Representative Joe Heck (R-NV3) released this statement yesterday concerning back pay for furloughed federal employees:
“Our hard-working civil servants did not ask for this partial shutdown,” Rep. Heck said. “No one would wish the difficulties they are facing during this uncertain time upon anyone, especially not on those men and women who serve our country as federal employees. This bill will allow furloughed workers to receive their back pay once a compromise can be reached on our spending and debt issues and they return to work. I remain committed to working with colleagues on both sides of the aisle to resolve this matter and end the current impasse.”
There are a couple of quibblies which come to mind. First, this entire mess didn’t have to happen in the first place. If there aren’t enough votes to pass a clean continuing resolution in the House of Representatives — then why not vote and demonstrate this as a fact, rather than continue to use it as a talking point without substantiation?
Secondly, this largess ignores some people who will likely not get back pay from this debacle — they are employed by contractors and sub-contractors who work for various federal departments. From a report on DoD spending: “In the past 10 years, the federal government has increasingly relied on the private sector for the provision of services. Since 2003, federal spending on services has consistently represented about 25 percent of the total federal discretionary budget, reaching a record high (in dollar terms) in 2009 at $343 billion. Every area of services analyzed in this report exhibited mid-single-digit compound annual growth during the past decade.” [HuffPo] Thus much for supporting private enterprise?
As of 2012, the Federal government was spending about 14% of the budget ($500 billion) on private contracts – or double the percentage in 2000, with 80% of all IT work being conducted by private firms. [CNN] So, while the Republicans appear to want to hammer Pennsylvania Avenue, the blows are landing on Main Street.
For a party which touts itself as the Pro-Business, Pro-Private Enterprise outfit — they’ve got a funny way of showing it.
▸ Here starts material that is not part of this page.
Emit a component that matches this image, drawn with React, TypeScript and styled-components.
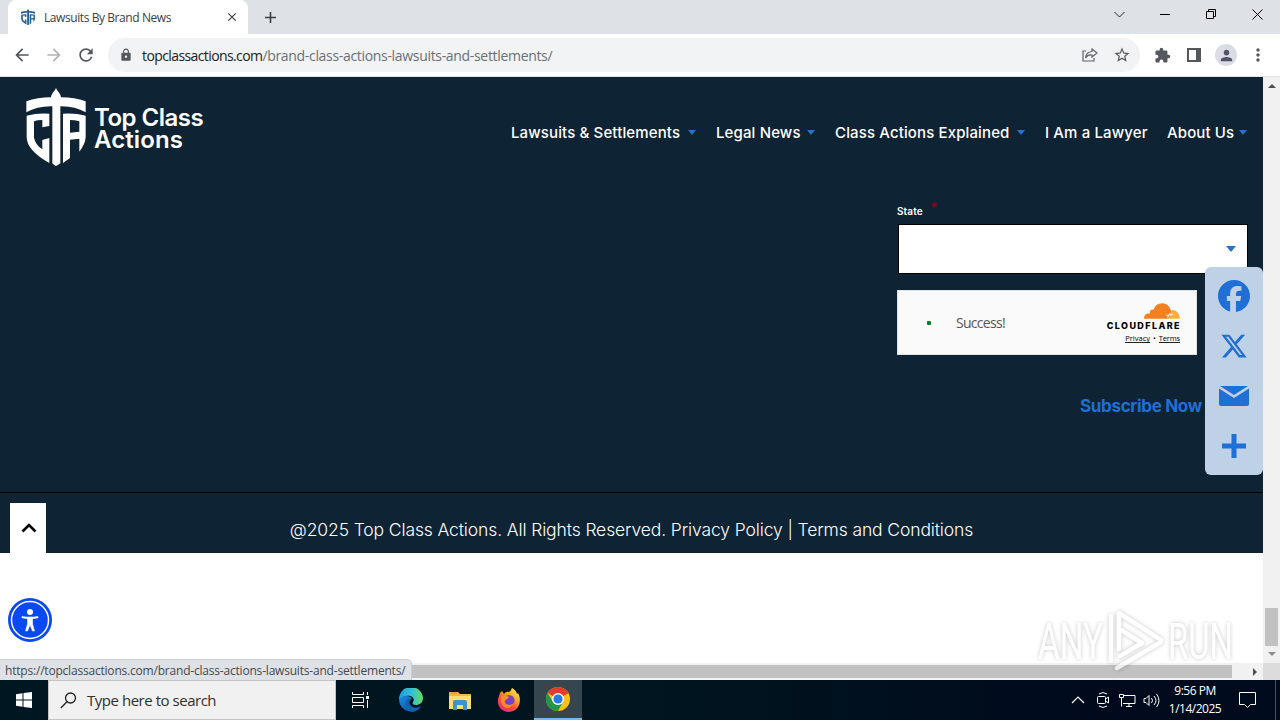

** The fight over the Nevada GOP chairmanship at their latest convention illustrates the split in the GOP generally? The Money Men vs. the Tea Party? John L. Smith has some interesting observations.
** Think Progress takes the Debt Ceiling Truther time line back to 2010. This is a good chronological report of general maneuvers by the Republicans on government spending and the debt ceiling. And, from Talking Points Memo we learn that the shut down may have taught the GOP to like Big Government.